Tip: If the hamstrings are on the tighter side, move the setup a bit further from the wall. Additionally, this can be practiced without the props by simply taking the legs up the wall with the back of the torso on the ground.

Duration: 5-20 minutes

Sūkhāsana Meditation with Elongated Exhalations

After Legs up the Wall, bend the knees so the soles of the feet are flat on the wall and gently push yourself back off of the bolster (if using). Roll to your side for a few breaths and gently bring yourself upright. Find a comfortable seated position. Sukhāsana is recommended here but you can sit however is comfortable. Raise the pelvis on to a block, blanket, or meditation cushion to allow for a tall spine.

Close the eyes and feel the weight of the pelvis releasing further down into the support beneath, while encouraging a soft length to move upwards through the centre of the torso. Soften the shoulders away from the ears, relax the face, and feel the arms hanging heavily by the sides with the palms resting on the knees or thighs. Begin to follow the natural pulsation of the breath. Inhaling, the breath flows in and down into the body, expanding outwards from the centre. Exhaling, the breath flows up and out, the body releasing back in towards the centre. Stay with this for a moment.

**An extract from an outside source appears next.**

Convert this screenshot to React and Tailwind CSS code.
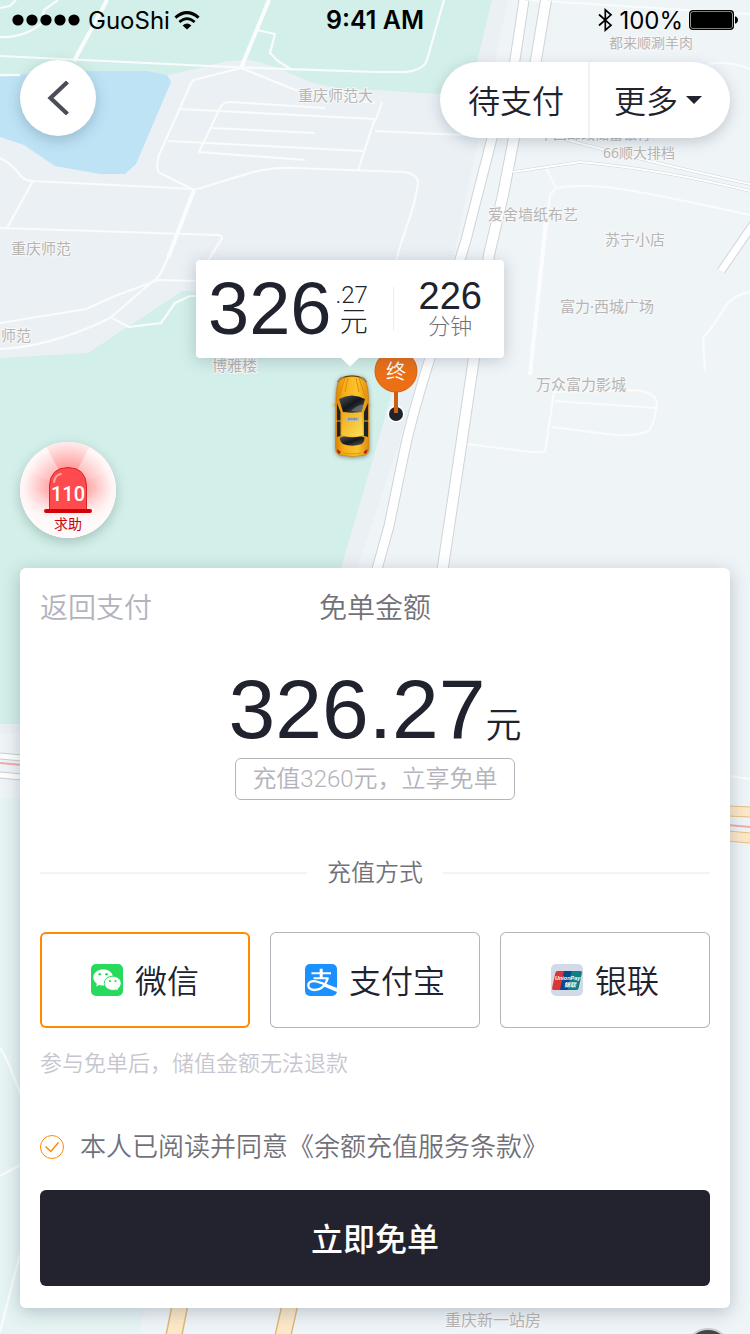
import { useState } from "react";

const MAP_LABELS = [
  { text: "都来顺涮羊肉", x: 609, y: 48, size: 14 },
  { text: "重庆师范大", x: 298, y: 101, size: 15 },
  { text: "中国邮政储蓄银行", x: 539, y: 139, size: 14 },
  { text: "66顺大排档", x: 603, y: 158, size: 14 },
  { text: "爱舍墙纸布艺", x: 488, y: 220, size: 15 },
  { text: "苏宁小店", x: 605, y: 245, size: 15 },
  { text: "重庆师范", x: 11, y: 254, size: 15 },
  { text: "富力·西城广场", x: 560, y: 312, size: 15 },
  { text: "师范", x: 1, y: 341, size: 15 },
  { text: "博雅楼", x: 212, y: 371, size: 15 },
  { text: "万众富力影城", x: 536, y: 390, size: 15 },
  { text: "重庆新一站房", x: 445, y: 1326, size: 16 },
];

const LANES = [
  "M0 56 L230 67 L375 72",
  "M107 0 L74 61",
  "M269 0 L241 68",
  "M257 30 L275 34 L270 53 L278 61 L292 70",
  "M58 0 L44 10 L43 18",
  "M0 37 C18 38 34 31 43 22",
  "M16 0 L10 6 L0 8",
  "M0 75 L20 75",
  "M241 68 L194 80 Q191 82 188 90 L159 155 Q155 170 160 173 L194 190 L166 262 Q160 278 152 282 L110 318 C70 338 30 348 0 349",
  "M241 68 L298 91 L375 103",
  "M180 109 L375 119",
  "M325 108 L230 102 Q223 102 220 108 L199 152 L305 160",
  "M211 128 L315 133",
  "M168 141 L363 151",
  "M375 118 L358 171",
  "M194 190 L250 173 Q270 167 295 168 L404 172 Q418 174 418 183 C414 215 403 230 396 262",
  "M0 158 Q12 164 20 175 Q25 181 32 181 L194 189",
  "M33 181 L7 228",
  "M0 228 L218 235 Q224 236 221 240 L207 262",
  "M0 323 L86 309 L115 296 L158 280 L196 281",
  "M112 318 L129 327 L161 323 L175 303 L190 296 L200 296",
  "M375 72 L405 72 Q424 70 427 60 L444 0",
  "M375 131 L440 134 L490 136",
  "M382 102 L375 122",
  "M546 168 L556 188 L550 195 L530 375",
  "M556 188 C600 180 660 196 750 215",
  "M527 0 L750 14",
  "M708 64 Q728 60 750 69",
  "M705 371 L703 338 L714 324 L727 304 Q736 294 750 292",
  "M467 444 L515 450 Q535 453 545 452 L554 392 L635 390 Q654 392 657 402 Q655 424 648 431 Q638 436 615 435 L552 427",
  "M555 401 L656 408",
  "M0 1048 C10 1062 14 1080 24 1102",
  "M0 1176 L22 1164",
  "M0 1332 L20 1254",
  "M730 776 L750 779",
];

function MapCanvas() {
  return (
    <svg
      className="absolute inset-0 h-full w-full"
      viewBox="0 0 750 1334"
      preserveAspectRatio="xMidYMin slice"
      aria-hidden="true"
    >
      <rect width="750" height="1334" fill="#ebf0f5" />
      <path d="M508 0 H750 V1334 H138 L357 568 L400 440 L455 250 Z" fill="#eff4f7" />
      <path d="M0 0 H492 L477 62 L466 95 L437 94 L375 90 Q330 90 305 80 Q262 60 245 60 Q225 60 200 68 L168 75 L0 77 Z" fill="#d3efe9" />
      <path d="M0 77 L60 71 L146 71 L167 75 L171 82 L136 164 L125 174 L100 174 L55 166 L24 145 L0 137 Z" fill="#bde3f5" />
      <path d="M0 358 L88 353 L182 291 L250 294 L405 345 L392 393 L375 452 L341 568 V724 H0 Z" fill="#d3efe9" />
      <rect y="733" width="22" height="65" fill="#eff4f7" />
      <path d="M0 798 H200 L138 1334 H0 Z" fill="#e6f4f3" />
      <g fill="none" stroke="#fafcfc" strokeWidth="2.2" strokeLinejoin="round">
        {LANES.map((d) => (
          <path key={d} d={d} />
        ))}
      </g>
      <g fill="none" stroke="#fbfcfd" strokeWidth="4">
        <path d="M194 190 L168 258" />
        <path d="M269 0 L241 68" />
        <path d="M107 0 L74 61" />
        <path d="M546 220 L530 375" />
      </g>
      <g fill="none">
        <g stroke="#cdd5d8">
          <path d="M524 0 L515 60 Q508 92 492 138 L466 240 L430 358 Q412 415 404 453 L389 526 L374 580" strokeWidth="11" />
          <path d="M546 0 L536 60 L514 138 L503 195 L489 255 L474 358 L460 453 L441 580" strokeWidth="12" />
          <path d="M721 271 L754 223" strokeWidth="9" />
          <path d="M513 172 L580 162 Q660 169 750 191" strokeWidth="3" />
          <path d="M560 138 Q640 160 750 184" strokeWidth="3" />
        </g>
        <g stroke="#ffffff">
          <path d="M524 0 L515 60 Q508 92 492 138 L466 240 L430 358 Q412 415 404 453 L389 526 L374 580" strokeWidth="9" />
          <path d="M546 0 L536 60 L514 138 L503 195 L489 255 L474 358 L460 453 L441 580" strokeWidth="10" />
          <path d="M721 271 L754 223" strokeWidth="7" />
          <path d="M513 172 L580 162 Q660 169 750 191" strokeWidth="2" />
          <path d="M560 138 Q640 160 750 184" strokeWidth="2" />
        </g>
      </g>
      <g fill="none">
        <path d="M0 756 L22 758 M0 775 L22 777" stroke="#c9cfd1" strokeWidth="7" />
        <path d="M0 756 L22 758 M0 775 L22 777" stroke="#ffffff" strokeWidth="5" />
        <path d="M0 763 L22 765" stroke="#f4aaa6" strokeWidth="2" />
        <path d="M728 811 L750 812 M728 836 L750 838" stroke="#e6bf82" strokeWidth="11" />
        <path d="M728 811 L750 812 M728 836 L750 838" stroke="#fde8c8" strokeWidth="9" />
        <path d="M728 825 L750 827" stroke="#f4aaa6" strokeWidth="2" />
        <path d="M181 1300 L173 1340 M291 1300 L282 1340" stroke="#e0b877" strokeWidth="17" />
        <path d="M181 1300 L173 1340 M291 1300 L282 1340" stroke="#fde8c8" strokeWidth="14" />
      </g>
      <g
        fill="#b8b4b2"
        stroke="#f6f8f9"
        strokeWidth="2"
        paintOrder="stroke"
        className="font-['Noto_Sans','Noto_Sans_CJK_SC',sans-serif] font-normal"
      >
        {MAP_LABELS.map((l) => (
          <text key={l.text} x={l.x} y={l.y} fontSize={l.size}>
            {l.text}
          </text>
        ))}
      </g>
      <circle cx="708" cy="1351" r="22" fill="#454547" stroke="#c9cbcd" strokeWidth="2" />
    </svg>
  );
}

function StatusBar() {
  return (
    <header className="relative grid h-10 grid-cols-3 items-center px-3 font-['Inter',sans-serif] text-2xl font-normal text-black">
      <div className="flex items-center gap-2">
        <svg width="68" height="12" viewBox="0 0 68 12" aria-hidden="true">
          <circle cx="6" cy="6" r="5.6" />
          <circle cx="20" cy="6" r="5.6" />
          <circle cx="34" cy="6" r="5.6" />
          <circle cx="48" cy="6" r="5.6" />
          <circle cx="62" cy="6" r="5.6" />
        </svg>
        <div className="flex items-center gap-1">
          <span className="pt-0.5">GuoShi</span>
          <svg width="26" height="19" viewBox="0 0 26 19" fill="none" stroke="#000" aria-label="Wi-Fi">
            <path d="M1.4 6.6 Q13 -3.4 24.6 6.6" strokeWidth="3" />
            <path d="M5.4 11 Q13 4.2 20.6 11" strokeWidth="2.8" />
            <path d="M8.6 14.4 Q13 10.8 17.4 14.4 L13 18.6 Z" fill="#000" stroke="none" />
          </svg>
        </div>
      </div>
      <span className="pt-0.5 text-center text-[25px] font-semibold">9:41 AM</span>
      <div className="flex items-center justify-end gap-1.5">
        <svg width="15" height="24" viewBox="0 0 15 24" fill="none" stroke="#000" strokeWidth="1.7" aria-label="蓝牙">
          <path d="M1 6.5 L13 17.2 L7.3 22.2 V1.8 L13 6.8 L1 17.5" />
        </svg>
        <span className="pt-0.5">100%</span>
        <svg width="49" height="20" viewBox="0 0 49 20" aria-label="电量">
          <rect x="0.7" y="0.7" width="43.6" height="18.6" rx="3" fill="#fff" stroke="#000" strokeWidth="1.4" />
          <rect x="2" y="2" width="41" height="16" rx="1.5" fill="#000" />
          <path d="M46 6.5 H47 Q49 7.5 49 10 Q49 12.5 47 13.5 H46 Z" />
        </svg>
      </div>
    </header>
  );
}

function TopNav() {
  return (
    <nav className="relative mt-5 flex h-[78px] justify-between px-5">
      <button
        type="button"
        aria-label="返回"
        className="flex size-[76px] items-center justify-center self-start rounded-full bg-white shadow-[0_4px_14px_rgba(60,80,100,0.28)]"
      >
        <svg width="24" height="34" viewBox="0 0 24 34" fill="none" stroke="#4c4d5b" strokeWidth="4.2">
          <path d="M21.5 1 L4.5 17 L21.5 33" />
        </svg>
      </button>
      <div className="flex h-[76px] self-end overflow-hidden rounded-full bg-white text-[32px] shadow-[0_4px_14px_rgba(60,80,100,0.25)]">
        <button type="button" className="border-r-2 border-[#f1f1f8] pl-7 pr-6 pt-1">
          待支付
        </button>
        <button type="button" className="flex items-center gap-2 pl-6 pr-7">
          <span className="pt-1">更多</span>
          <svg width="16" height="8" viewBox="0 0 16 8" fill="#20222e" aria-hidden="true">
            <path d="M0 0 H16 L8 8 Z" />
          </svg>
        </button>
      </div>
    </nav>
  );
}

function Taxi() {
  return (
    <svg
      className="absolute left-[331px] top-[236px] drop-shadow-[0_1px_2px_rgba(0,0,0,0.4)]"
      width="42"
      height="84"
      viewBox="0 0 42 84"
      aria-label="车辆位置"
    >
      <defs>
        <linearGradient id="taxi-body" x1="0" x2="1">
          <stop offset="0" stopColor="#d98307" />
          <stop offset="0.25" stopColor="#f6ae18" />
          <stop offset="0.65" stopColor="#fbc52d" />
          <stop offset="1" stopColor="#e08a08" />
        </linearGradient>
        <linearGradient id="taxi-glass" x1="0" y1="0" x2="1" y2="1">
          <stop offset="0" stopColor="#4c5257" />
          <stop offset="0.5" stopColor="#15171a" />
          <stop offset="1" stopColor="#575d61" />
        </linearGradient>
        <linearGradient id="taxi-roof" x1="0" y1="0" x2="1" y2="1">
          <stop offset="0" stopColor="#f3a916" />
          <stop offset="1" stopColor="#fae05a" />
        </linearGradient>
      </defs>
      <path d="M2 31 L7 28 V33 Z M40 31 L35 28 V33 Z" fill="#f2a412" />
      <path d="M9 4 Q21 -0.5 33 4 Q37 10 37.5 22 L38 72 Q38 80 34 81 Q21 84 9 81 Q4.5 80 4.5 72 L5 22 Q5.5 10 9 4 Z" fill="url(#taxi-body)" stroke="#c77a08" strokeWidth="0.6" />
      <path d="M6.5 8 Q8 4 14 3 L11 5 Q8 6 6.5 8 Z M35.5 8 Q34 4 28 3 L31 5 Q34 6 35.5 8 Z" fill="#dfe4e6" stroke="#574018" strokeWidth="0.6" />
      <path d="M14 2.8 Q21 1.2 28 2.8" fill="none" stroke="#5d3b08" strokeWidth="1.2" />
      <path d="M14 4 L8 22 M28 4 L34 22 M17 4 L14 18 M25 4 L28 18" stroke="#dc8507" strokeWidth="0.9" />
      <path d="M8 25 Q21 18 34 25 L30.5 38 Q21 39.5 12 38 Z" fill="url(#taxi-glass)" />
      <path d="M20 37 Q24 32 33 30 L30.5 38 Z" fill="#8d9293" opacity="0.5" />
      <path d="M6 29 L9.5 38 V62 L6 63 Z M37 29 L33 38 V62 L37 63 Z" fill="#202326" />
      <path d="M5 47 H10 M33 47 H38" stroke="#f5b020" strokeWidth="1.2" />
      <path d="M12 38.5 Q21 40 31 38.5 L32 61 Q21 64 10.5 61 Z" fill="url(#taxi-roof)" />
      <rect x="15" y="43" width="13" height="4" fill="#b3b8b7" />
      <path d="M17 45 H26" stroke="#778087" strokeWidth="1.5" strokeDasharray="2 0.5" />
      <path d="M9 64 Q10 62 14 62.5 Q21 64 29 62.5 Q33 62 33.5 64 Q34 67 31 70 Q21 73.5 12 70 Q8.5 67 9 64 Z" fill="url(#taxi-glass)" />
      <path d="M6 75 L10 78 L8 80 Q6 79 6 75 Z M36.5 75 L32.5 78 L34 80 Q36.5 79 36.5 75 Z" fill="#b31c12" />
      <path d="M12 79 Q21 81 30 79" fill="none" stroke="#d68a0b" strokeWidth="0.8" />
    </svg>
  );
}

function DestinationPin() {
  return (
    <svg className="absolute left-[373px] top-[210px]" width="46" height="76" viewBox="0 0 46 76" aria-label="终点">
      <circle cx="23" cy="66" r="8.5" fill="#fff" />
      <circle cx="23" cy="66" r="7" fill="#20222e" />
      <rect x="21" y="42" width="4" height="23" fill="#cb6011" />
      <circle cx="23" cy="23" r="21" fill="#ec6f16" stroke="#d4610f" />
      <text x="23" y="31" fontSize="20" fill="#fff" textAnchor="middle">
        终
      </text>
    </svg>
  );
}

function FareBubble() {
  return (
    <div className="absolute left-[196px] top-[122px] flex h-[98px] w-[308px] items-center justify-between rounded-[4px] bg-white pl-3 pr-[22px] shadow-[0_2px_16px_rgba(60,80,100,0.28)]">
      <div className="flex items-center gap-1">
        <span className="font-['Liberation_Sans',sans-serif] text-[74px] leading-none">326</span>
        <div className="flex flex-col items-end font-light">
          <span className="text-2xl leading-7">.27</span>
          <span className="text-[28px] leading-7">元</span>
        </div>
      </div>
      <div className="h-11 w-px bg-[#ececf3]" />
      <div className="flex flex-col items-center">
        <span className="font-['Liberation_Sans',sans-serif] text-[38px] leading-9">226</span>
        <span className="text-[22px] font-light leading-[26px] text-[#717179]">分钟</span>
      </div>
      <svg className="absolute left-[144px] top-[97px]" width="20" height="10" viewBox="0 0 20 10" fill="#fff" aria-hidden="true">
        <path d="M0 0 H20 L10 9.5 Z" />
      </svg>
    </div>
  );
}

function SosButton() {
  return (
    <button
      type="button"
      aria-label="110 求助"
      className="absolute left-5 top-[304px] size-24 rounded-full bg-white shadow-[0_4px_12px_rgba(60,90,90,0.3)]"
    >
      <svg width="96" height="96" viewBox="0 0 96 96">
        <defs>
          <radialGradient id="sos-glow" gradientUnits="userSpaceOnUse" cx="48" cy="46" r="48">
            <stop offset="0" stopColor="#ff5a5a" />
            <stop offset="0.4" stopColor="#ff8b8b" />
            <stop offset="1" stopColor="#ffe9e9" />
          </radialGradient>
          <radialGradient id="sos-side" gradientUnits="userSpaceOnUse" cx="48" cy="48" r="44">
            <stop offset="0.3" stopColor="#ff9797" />
            <stop offset="1" stopColor="#fff5f5" />
          </radialGradient>
          <linearGradient id="sos-fade" x1="0" y1="0" x2="0" y2="1">
            <stop offset="0.5" stopColor="#fffafa" stopOpacity="0" />
            <stop offset="0.82" stopColor="#fffafa" />
          </linearGradient>
          <clipPath id="sos-clip">
            <circle cx="48" cy="48" r="48" />
          </clipPath>
        </defs>
        <g clipPath="url(#sos-clip)">
          <rect width="96" height="96" fill="url(#sos-side)" />
          <path d="M48 46 L24 0 H72 Z" fill="url(#sos-glow)" opacity="0.6" />
          <path d="M48 46 L0 26 V0 H24 Z M48 46 L96 26 V0 H72 Z" fill="#fff" opacity="0.15" />
          <rect width="96" height="96" fill="url(#sos-fade)" />
        </g>
        <path d="M29.5 68 V44 Q30 26 48 25.5 Q66 26 66.5 44 V68 Z" fill="#ff4b4d" stroke="#d62327" />
        <path d="M34 40 Q35 33 41 32" fill="none" stroke="#ffa5a5" strokeWidth="2" strokeLinecap="round" />
        <rect x="24" y="67" width="48" height="4" rx="2" fill="#d10306" />
        <text x="48" y="58.5" fontSize="20" fill="#fff" textAnchor="middle" className="font-['Roboto',sans-serif] font-medium">
          110
        </text>
        <text x="48" y="87" fontSize="14" fill="#c90407" textAnchor="middle" className="font-['Noto_Sans_CJK_SC',sans-serif] font-normal">
          求助
        </text>
      </svg>
    </button>
  );
}

function WechatIcon() {
  return (
    <svg width="32" height="32" viewBox="0 0 32 32" aria-hidden="true">
      <rect width="32" height="32" rx="5" fill="#26db5c" />
      <path d="M12.3 5.2 C6.7 5.2 2.3 8.9 2.3 13.5 C2.3 16.1 3.7 18.3 5.9 19.8 L5 22.6 L8.3 20.9 Q10 21.5 12.3 21.5 C17.9 21.5 22 18 22 13.5 C22 8.9 17.9 5.2 12.3 5.2 Z" fill="#fff" />
      <path d="M21.8 12.2 C16.9 12.2 13.3 15.4 13.3 19.3 C13.3 23.3 17 26.4 21.8 26.4 Q23.4 26.4 25 25.9 L27.6 27.4 L26.9 24.9 C28.9 23.6 30.2 21.6 30.2 19.3 C30.2 15.4 26.5 12.2 21.8 12.2 Z" fill="#fff" stroke="#26db5c" strokeWidth="1" />
      <g fill="#26db5c">
        <circle cx="8.8" cy="10.3" r="1.3" />
        <circle cx="15.5" cy="10.3" r="1.3" />
        <circle cx="19" cy="17" r="1.1" />
        <circle cx="24.5" cy="17" r="1.1" />
      </g>
    </svg>
  );
}

function AlipayIcon() {
  return (
    <svg width="32" height="32" viewBox="0 0 32 32" aria-hidden="true">
      <defs>
        <clipPath id="alipay-clip">
          <rect width="32" height="32" rx="5" />
        </clipPath>
      </defs>
      <g clipPath="url(#alipay-clip)">
        <rect width="32" height="32" fill="#1b90ff" />
        <g fill="none" stroke="#fff">
          <path d="M6.5 9.2 H26 M8.5 14.3 H23.5" strokeWidth="1.9" />
          <path d="M16.2 4.8 V14.5" strokeWidth="3" />
          <path d="M22.8 14 C20.5 21.5 15.5 26 9.5 26 C5.5 26 3.3 24 3.3 21.6 C3.3 19 5.5 17.2 9 17.2 C14.5 17.2 21 21.5 33 25.5" strokeWidth="2.3" />
        </g>
        <path d="M20 20.5 L32 24 V28 L18.5 22.2 Z" fill="#fff" />
      </g>
    </svg>
  );
}

function UnionPayIcon() {
  return (
    <svg width="32" height="32" viewBox="0 0 32 32" aria-hidden="true">
      <rect width="32" height="32" rx="5" fill="#d2dae7" />
      <path d="M6.5 7 H14 L10 26 H2.5 Q0.7 26 1.1 24 L4.3 9 Q4.7 7 6.5 7 Z" fill="#d9363b" />
      <path d="M13 7 H22 L18 26 H9 Z" fill="#08498a" />
      <path d="M20.5 7 H29.5 Q31.3 7 30.9 9 L27.7 24 Q27.3 26 25.5 26 H16.5 Z" fill="#0d8185" />
      <g fill="#fff" fontStyle="italic" fontWeight="700">
        <text x="4" y="15.5" fontSize="5.5" className="font-['Liberation_Sans',sans-serif]">
          UnionPay
        </text>
        <text x="13" y="22.5" fontSize="6" className="font-['Noto_Sans_CJK_SC',sans-serif]">
          银联
        </text>
      </g>
    </svg>
  );
}

const METHODS = [
  { id: "wechat", name: "微信", Icon: WechatIcon },
  { id: "alipay", name: "支付宝", Icon: AlipayIcon },
  { id: "unionpay", name: "银联", Icon: UnionPayIcon },
];

function PaymentSheet() {
  const [method, setMethod] = useState("wechat");
  const [agreed, setAgreed] = useState(true);

  return (
    <main className="relative mx-5 mb-[26px] rounded-[6px] bg-white px-5 pb-[22px] pt-5 shadow-[0_4px_18px_rgba(60,80,100,0.3)]">
      <div className="grid h-10 grid-cols-3 items-center text-[28px]">
        <button type="button" className="justify-self-start text-[#b3b3bc]">
          返回支付
        </button>
        <h1 className="text-center text-[#717179]">免单金额</h1>
      </div>

      <div className="mt-9 flex flex-col items-center gap-1">
        <p className="flex h-[90px] items-baseline">
          <span className="font-['Liberation_Sans',sans-serif] text-[84px] leading-[90px]">326.27</span>
          <span className="text-4xl">元</span>
        </p>
        <p className="flex h-[42px] w-[280px] items-center justify-center rounded-[6px] border border-[#b3b3bc] text-2xl text-[#b3b3bc]">
          充值3260元，立享免单
        </p>
      </div>

      <fieldset>
        <legend className="flex w-full items-center gap-5 pb-[39px] pt-[53px] text-2xl leading-10 text-[#717179]">
          <span className="h-0.5 flex-1 bg-[#f3f3f9]" />
          充值方式
          <span className="h-0.5 flex-1 bg-[#f3f3f9]" />
        </legend>
        <div className="grid grid-cols-3 gap-5">
          {METHODS.map(({ id, name, Icon }) => (
            <label
              key={id}
              className="flex h-24 cursor-pointer items-center justify-center gap-3 rounded-[6px] text-[32px] ring-1 ring-inset ring-[#b3b3bc] has-checked:ring-2 has-checked:ring-[#ff8a00]"
            >
              <input
                type="radio"
                name="method"
                value={id}
                checked={method === id}
                onChange={() => setMethod(id)}
                className="sr-only"
              />
              <Icon />
              <span className="pt-1">{name}</span>
            </label>
          ))}
        </div>
      </fieldset>

      <p className="mt-5 text-[22px] leading-8 text-[#c6c6d0]">参与免单后，储值金额无法退款</p>

      <label className="mt-[47px] flex items-center gap-4 text-[26px] leading-10 text-[#717179]">
        <span className="relative size-6">
          <input
            type="checkbox"
            checked={agreed}
            onChange={(e) => setAgreed(e.target.checked)}
            className="peer block size-6 appearance-none rounded-full border border-[#b3b3bc] checked:border-[#ff8a00]"
          />
          <svg
            className="pointer-events-none absolute inset-0 hidden peer-checked:block"
            width="24"
            height="24"
            viewBox="0 0 24 24"
            fill="none"
            stroke="#ff8a00"
            strokeWidth="1.5"
            aria-hidden="true"
          >
            <path d="M5.5 11.5 L10.8 16.5 L18.5 7.5" />
          </svg>
        </span>
        本人已阅读并同意《余额充值服务条款》
      </label>

      <button type="button" className="mt-[23px] h-24 w-full rounded-[6px] bg-[#22232e] pt-1 text-[32px] font-medium text-white">
        立即免单
      </button>
    </main>
  );
}

export default function App() {
  return (
    <div className="relative flex min-h-screen flex-col overflow-hidden font-['Roboto','Noto_Sans_CJK_SC',sans-serif] font-[350] text-[#20222e]">
      <MapCanvas />
      <StatusBar />
      <TopNav />
      <section aria-label="行程地图" className="relative min-h-[430px] flex-1">
        <Taxi />
        <DestinationPin />
        <FareBubble />
        <SosButton />
      </section>
      <PaymentSheet />
    </div>
  );
}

On the next inhalation, take a slightly deeper breath in, feeling the fullness at the peak of the in breath. Then, softly constricting the throat, exhale all of the air slowly out of the nose, emptying the breath. Pause at the end of the breath (if it is comfortable) and sense the stillness there. Then, as soon as you feel the natural impulse to inhale, allow the breath to flow in and repeat. Practice 3-5 breath cycles like this at a time, then breathe naturally for a few breaths before repeating.